Through a series of performances that juxtapose speech, singing, and heartbeat sounds, audiences are invited to consider how individuals share airtime and listen to each other.
Presented at:
- NYC Makers: The MAD Biennial, Museum of Arts and Design, New York, NY.
- Refest: Art+Tech, Culturehub, New York, NY.
Project: Tools
Circuit for Listening to the Heart is designed to amplify the frequencies of five heartbeats and attenuate others significantly. Five amplified and filtered heartbeat signals are mixed into one output.

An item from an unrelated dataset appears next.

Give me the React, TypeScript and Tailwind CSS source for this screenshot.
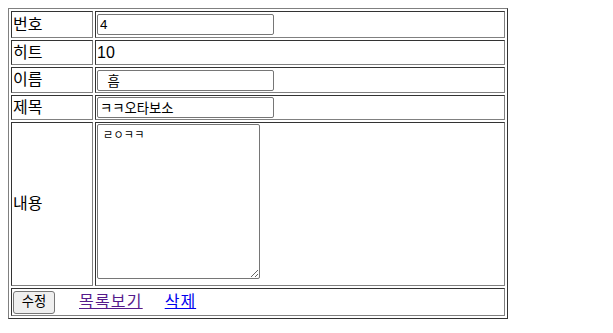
import React from "react";

const cell =
  "border border-solid border-t-[#333] border-l-[#333] border-b-[#808080] border-r-[#808080] p-[1px] align-middle";

export default function App() {
  return (
    <div
      className="p-[8px] bg-white text-black text-[16px] leading-[18px]"
      style={{ fontFamily: '"Liberation Sans", "Noto Sans CJK KR", sans-serif' }}
    >
      <table className="w-[500px] border-separate border-spacing-[2px] border border-solid border-t-[#808080] border-l-[#808080] border-b-[#333] border-r-[#333]">
        <tbody>
          <tr className="h-[27px]">
            <td className={`${cell} w-[82px]`}>번호</td>
            <td className={cell}>
              <input
                readOnly
                defaultValue="4"
                className="block w-[177px] h-[21px] border border-[#767676] rounded-[2px] px-[2px] py-[1px] text-[13.33px] leading-[16px] outline-none"
              />
            </td>
          </tr>
          <tr className="h-[25px]">
            <td className={cell}>히트</td>
            <td className={cell}>10</td>
          </tr>
          <tr className="h-[26px]">
            <td className={cell}>이름</td>
            <td className={cell}>
              <input
                readOnly
                defaultValue={"\u00a0\u00a0흠"}
                className="block w-[177px] h-[21px] border border-[#767676] rounded-[2px] px-[2px] py-[1px] text-[13.33px] leading-[16px] outline-none"
              />
            </td>
          </tr>
          <tr className="h-[25px]">
            <td className={cell}>제목</td>
            <td className={cell}>
              <input
                readOnly
                defaultValue="ㅋㅋ오타보소"
                className="block w-[177px] h-[21px] border border-[#767676] rounded-[2px] px-[2px] py-[1px] text-[13.33px] leading-[16px] outline-none"
              />
            </td>
          </tr>
          <tr className="h-[164px]">
            <td className={cell}>내용</td>
            <td className="border border-solid border-t-[#333] border-l-[#333] border-b-[#808080] border-r-[#808080] p-[1px] align-top">
              <textarea
                readOnly
                defaultValue="ㄹㅇㅋㅋ"
                className="block w-[163px] h-[155px] border border-[#767676] rounded-[2px] pl-[5px] pr-[2px] pt-[4px] text-[11px] leading-[13px] tracking-[0.3px] outline-none resize"
              />
            </td>
          </tr>
          <tr className="h-[28px]">
            <td className={cell} colSpan={2}>
              <div className="flex items-center">
                <button className="w-[42px] h-[23px] bg-[#efefef] border border-[#767676] rounded-[3px] text-[13.33px] leading-[16px] flex items-center justify-center">
                  수정
                </button>
                <a href="#" className="ml-[24px] underline tracking-[1.2px] text-[#551a8b]">
                  목록보기
                </a>
                <a href="#" className="ml-[22px] underline tracking-[1px] text-[#0000ee]">
                  삭제
                </a>
              </div>
            </td>
          </tr>
        </tbody>
      </table>
    </div>
  );
}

Combined with modified stethoscopes, this circuit facilitates a listening experience where five people listen to the group’s collective heartbeat.
Spoken Synth is a cusom made synthesizer. A Speakjet chip turned into a five oscillator additive synthesizer, controlled by an Arduino and custom software. Sounds generated by this synthesizer have been used for multiple projects.
Circuit for Voice and Wind incorporates five AC dimmers that are controled by an external input. This circuit facilitates the translation of voice and wind.